Yemeni Forces Foil Saudi-Led Push To Seize Port Before Talks`

Local Editor

Yemen’s armed forces have decisively countered an all-out Saudi offensive, which was in the works for days to seize the country’s strategic Red Sea port.

Yemeni Armed Forces spokesman Brigadier General Yahya Saree said the army thwarted “all attempts by the enemy to penetrate and infiltrate the defenses" in the port city of Hudaydah.
The counterattacks killed 113 of the enemy forces and injured 156 others, Yemen's al-Masirah television network quoted him as saying on Saturday.
Earlier this week, the Saudi-led coalition deployed some 10,000 forces as part of efforts to capture the key port city, which is seen as the main entry point for aid needed by millions in the war-torn country.
Saudi Arabia and its allies have launched a massive offensive to capture Red Sea city of Hudaydah over the past several months.
But they have faced stiff resistance by Houthi fighters and local residents who have been defending the Arab world’s poorest nation against the Saudi-led invasion which started more than three years ago.
According to the United Nations, at least 10,000 people have been killed since the Saudi-led war on Yemen broke out in March 2015.
However, a new report suggests that the real death toll is over five times higher than the UN figure, which has not been updated since August 2016.

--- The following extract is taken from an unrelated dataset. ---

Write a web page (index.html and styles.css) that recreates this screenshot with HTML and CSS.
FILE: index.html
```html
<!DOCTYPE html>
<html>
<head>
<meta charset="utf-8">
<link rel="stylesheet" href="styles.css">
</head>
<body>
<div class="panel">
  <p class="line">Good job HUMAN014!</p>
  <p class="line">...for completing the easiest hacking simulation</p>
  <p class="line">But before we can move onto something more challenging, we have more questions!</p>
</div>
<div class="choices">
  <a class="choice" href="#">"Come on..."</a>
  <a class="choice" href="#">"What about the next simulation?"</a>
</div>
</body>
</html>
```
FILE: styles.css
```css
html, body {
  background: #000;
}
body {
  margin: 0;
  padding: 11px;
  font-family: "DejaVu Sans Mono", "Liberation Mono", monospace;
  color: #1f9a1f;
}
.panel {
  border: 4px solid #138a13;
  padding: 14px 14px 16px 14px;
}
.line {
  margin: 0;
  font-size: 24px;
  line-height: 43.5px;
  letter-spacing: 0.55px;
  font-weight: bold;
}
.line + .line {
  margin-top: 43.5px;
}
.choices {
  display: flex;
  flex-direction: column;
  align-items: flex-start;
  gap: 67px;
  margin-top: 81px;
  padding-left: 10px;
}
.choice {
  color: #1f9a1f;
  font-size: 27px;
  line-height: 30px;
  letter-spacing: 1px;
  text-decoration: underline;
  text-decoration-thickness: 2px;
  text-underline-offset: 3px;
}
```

According to a count by a nonprofit conflict-research organization, 56,000 people have lost their lives in Yemen since early 2016.

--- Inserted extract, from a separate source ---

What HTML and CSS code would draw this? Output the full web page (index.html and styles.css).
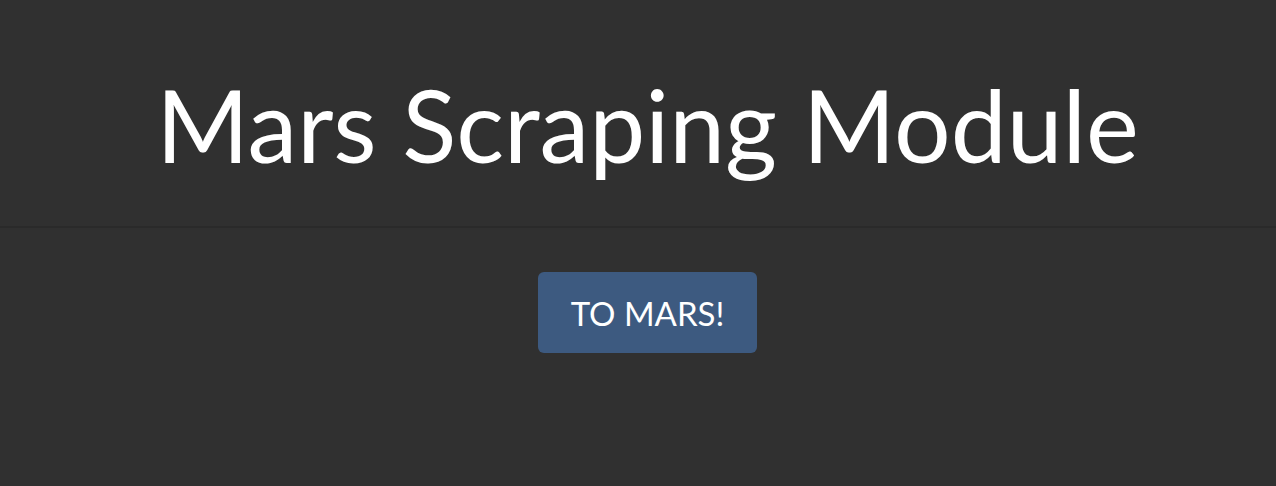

The number does not include those dying of malnutrition, or diseases such as cholera. 
The death toll is soaring by more than 2,000 every month as the Saudi-led coalition intensifies military strikes on the Red Sea port of Hudaydah. 
Saudi Arabia has intensified its efforts to capture the strategic port even as its staunch ally, the United States, has called for an end to the aggression.
Earlier this week, US Secretary of Defense James Mattis called for a ceasefire in Yemen and for all parties to come to the negotiating table within the next 30 days.
“We have got to move toward a peace effort here, and we can't say we are going to do it sometime in the future,” he said during a discussion at the United States Institute of Peace (USIP) in Washington.
The Saudis have been receiving arms and logistical support as well as bombing coordinates and aerial refueling, mostly from the United States, but also from its close European allies, the UK and France.